Material provided:
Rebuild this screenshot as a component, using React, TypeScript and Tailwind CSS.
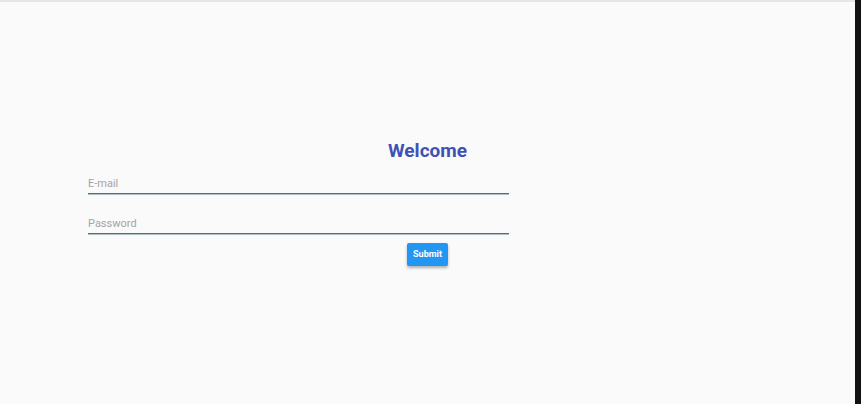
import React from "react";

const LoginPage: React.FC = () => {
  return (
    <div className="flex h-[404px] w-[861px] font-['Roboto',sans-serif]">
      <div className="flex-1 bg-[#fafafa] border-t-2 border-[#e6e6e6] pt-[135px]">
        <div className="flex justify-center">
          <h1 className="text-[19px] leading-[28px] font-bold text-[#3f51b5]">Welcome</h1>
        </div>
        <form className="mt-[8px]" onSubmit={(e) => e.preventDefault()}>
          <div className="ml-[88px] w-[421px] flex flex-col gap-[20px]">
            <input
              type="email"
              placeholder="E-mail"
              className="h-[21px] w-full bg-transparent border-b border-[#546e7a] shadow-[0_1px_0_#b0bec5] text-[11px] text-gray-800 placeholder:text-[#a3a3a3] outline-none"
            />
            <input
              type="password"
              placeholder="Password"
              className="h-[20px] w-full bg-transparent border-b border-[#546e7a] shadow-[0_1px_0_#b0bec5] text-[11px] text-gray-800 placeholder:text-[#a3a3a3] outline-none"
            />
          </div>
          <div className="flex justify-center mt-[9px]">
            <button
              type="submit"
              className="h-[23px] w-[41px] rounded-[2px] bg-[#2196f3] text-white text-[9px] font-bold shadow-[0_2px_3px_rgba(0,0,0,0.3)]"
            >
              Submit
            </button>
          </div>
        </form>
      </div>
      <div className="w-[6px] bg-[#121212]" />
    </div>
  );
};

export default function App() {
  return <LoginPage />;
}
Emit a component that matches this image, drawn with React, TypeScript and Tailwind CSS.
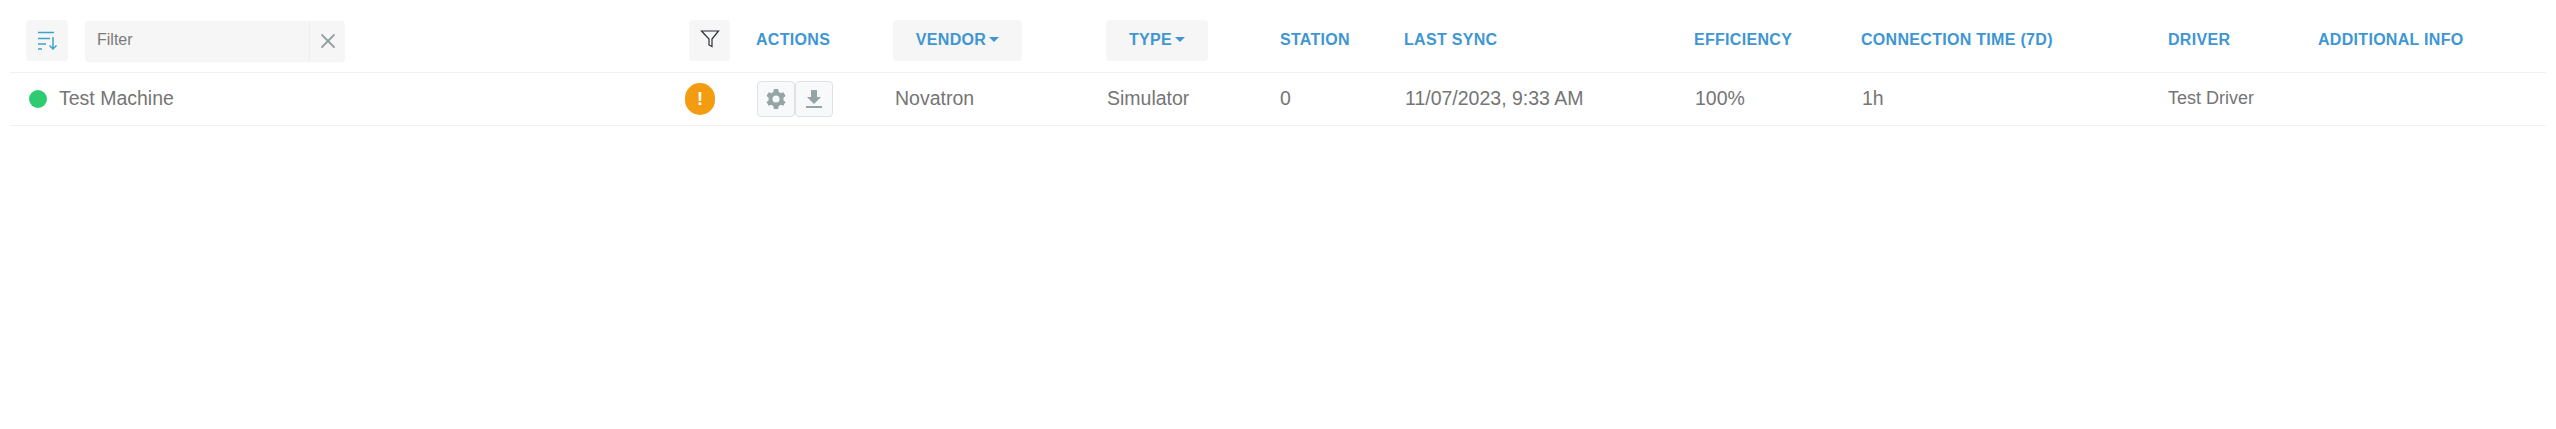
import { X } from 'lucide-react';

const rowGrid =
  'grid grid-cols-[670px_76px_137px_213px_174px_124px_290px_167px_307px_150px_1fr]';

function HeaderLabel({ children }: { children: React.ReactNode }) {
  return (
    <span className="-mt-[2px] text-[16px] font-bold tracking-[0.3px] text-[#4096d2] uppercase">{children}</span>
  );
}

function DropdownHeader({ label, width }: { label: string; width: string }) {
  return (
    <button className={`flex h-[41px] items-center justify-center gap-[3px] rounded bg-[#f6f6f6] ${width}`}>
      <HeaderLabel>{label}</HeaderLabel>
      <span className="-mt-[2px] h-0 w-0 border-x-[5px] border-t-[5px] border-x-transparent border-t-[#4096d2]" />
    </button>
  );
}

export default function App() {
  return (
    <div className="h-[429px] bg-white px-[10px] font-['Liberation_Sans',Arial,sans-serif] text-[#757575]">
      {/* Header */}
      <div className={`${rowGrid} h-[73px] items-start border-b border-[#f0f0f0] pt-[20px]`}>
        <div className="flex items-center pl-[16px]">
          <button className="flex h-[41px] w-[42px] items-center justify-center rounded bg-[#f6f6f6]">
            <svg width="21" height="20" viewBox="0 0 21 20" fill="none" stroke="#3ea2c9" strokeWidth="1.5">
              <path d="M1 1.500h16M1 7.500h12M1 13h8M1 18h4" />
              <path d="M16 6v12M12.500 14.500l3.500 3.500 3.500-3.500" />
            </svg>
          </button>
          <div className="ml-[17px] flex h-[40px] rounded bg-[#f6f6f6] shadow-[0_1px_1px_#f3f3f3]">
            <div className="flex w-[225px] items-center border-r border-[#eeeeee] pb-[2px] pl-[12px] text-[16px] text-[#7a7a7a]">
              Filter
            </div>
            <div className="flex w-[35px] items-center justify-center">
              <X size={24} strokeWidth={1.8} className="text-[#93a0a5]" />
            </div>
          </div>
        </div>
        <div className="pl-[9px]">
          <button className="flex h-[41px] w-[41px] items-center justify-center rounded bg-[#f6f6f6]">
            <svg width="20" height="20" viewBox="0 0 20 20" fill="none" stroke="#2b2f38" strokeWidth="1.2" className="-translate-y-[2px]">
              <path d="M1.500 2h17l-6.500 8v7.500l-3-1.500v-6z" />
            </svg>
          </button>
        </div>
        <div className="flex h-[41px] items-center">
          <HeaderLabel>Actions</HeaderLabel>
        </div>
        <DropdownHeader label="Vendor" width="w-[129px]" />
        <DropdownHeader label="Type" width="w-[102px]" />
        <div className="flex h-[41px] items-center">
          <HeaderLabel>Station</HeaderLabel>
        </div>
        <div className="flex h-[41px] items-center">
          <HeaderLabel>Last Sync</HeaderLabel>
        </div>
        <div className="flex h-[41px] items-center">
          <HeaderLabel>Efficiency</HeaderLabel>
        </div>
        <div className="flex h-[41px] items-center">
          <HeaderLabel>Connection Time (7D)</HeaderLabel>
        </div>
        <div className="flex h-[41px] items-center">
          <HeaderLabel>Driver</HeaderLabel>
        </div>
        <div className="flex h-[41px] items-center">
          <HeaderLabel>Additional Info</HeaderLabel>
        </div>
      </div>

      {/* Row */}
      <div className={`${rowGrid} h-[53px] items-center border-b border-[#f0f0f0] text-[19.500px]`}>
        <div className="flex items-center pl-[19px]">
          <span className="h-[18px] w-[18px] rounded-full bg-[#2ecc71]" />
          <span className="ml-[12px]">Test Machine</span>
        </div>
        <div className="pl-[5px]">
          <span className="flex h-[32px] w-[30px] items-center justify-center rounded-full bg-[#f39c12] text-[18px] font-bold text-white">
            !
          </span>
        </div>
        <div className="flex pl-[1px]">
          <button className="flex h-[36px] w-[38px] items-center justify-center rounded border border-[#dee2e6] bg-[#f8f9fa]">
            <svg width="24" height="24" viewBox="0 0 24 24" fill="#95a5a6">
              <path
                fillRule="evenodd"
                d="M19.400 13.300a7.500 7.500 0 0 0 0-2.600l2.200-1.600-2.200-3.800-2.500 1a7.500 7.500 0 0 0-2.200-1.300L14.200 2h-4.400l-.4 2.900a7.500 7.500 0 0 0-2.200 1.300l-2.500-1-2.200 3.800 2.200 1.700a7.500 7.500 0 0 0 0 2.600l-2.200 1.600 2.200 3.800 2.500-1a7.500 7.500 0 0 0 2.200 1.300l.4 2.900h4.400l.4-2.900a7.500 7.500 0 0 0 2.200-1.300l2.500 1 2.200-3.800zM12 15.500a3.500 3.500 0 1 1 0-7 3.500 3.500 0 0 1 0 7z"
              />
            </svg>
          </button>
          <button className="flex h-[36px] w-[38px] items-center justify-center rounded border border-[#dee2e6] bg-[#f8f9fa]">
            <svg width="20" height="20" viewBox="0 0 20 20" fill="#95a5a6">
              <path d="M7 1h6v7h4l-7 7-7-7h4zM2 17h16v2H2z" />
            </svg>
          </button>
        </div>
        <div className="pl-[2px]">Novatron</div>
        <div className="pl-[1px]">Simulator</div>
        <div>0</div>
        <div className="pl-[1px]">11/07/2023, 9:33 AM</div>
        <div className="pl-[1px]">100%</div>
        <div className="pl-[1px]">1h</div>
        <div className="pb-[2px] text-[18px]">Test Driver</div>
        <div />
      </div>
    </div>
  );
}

Goal: Work out how many lines of the data above contain the string "Tailwind" and give the number alone.

Output of the task: 2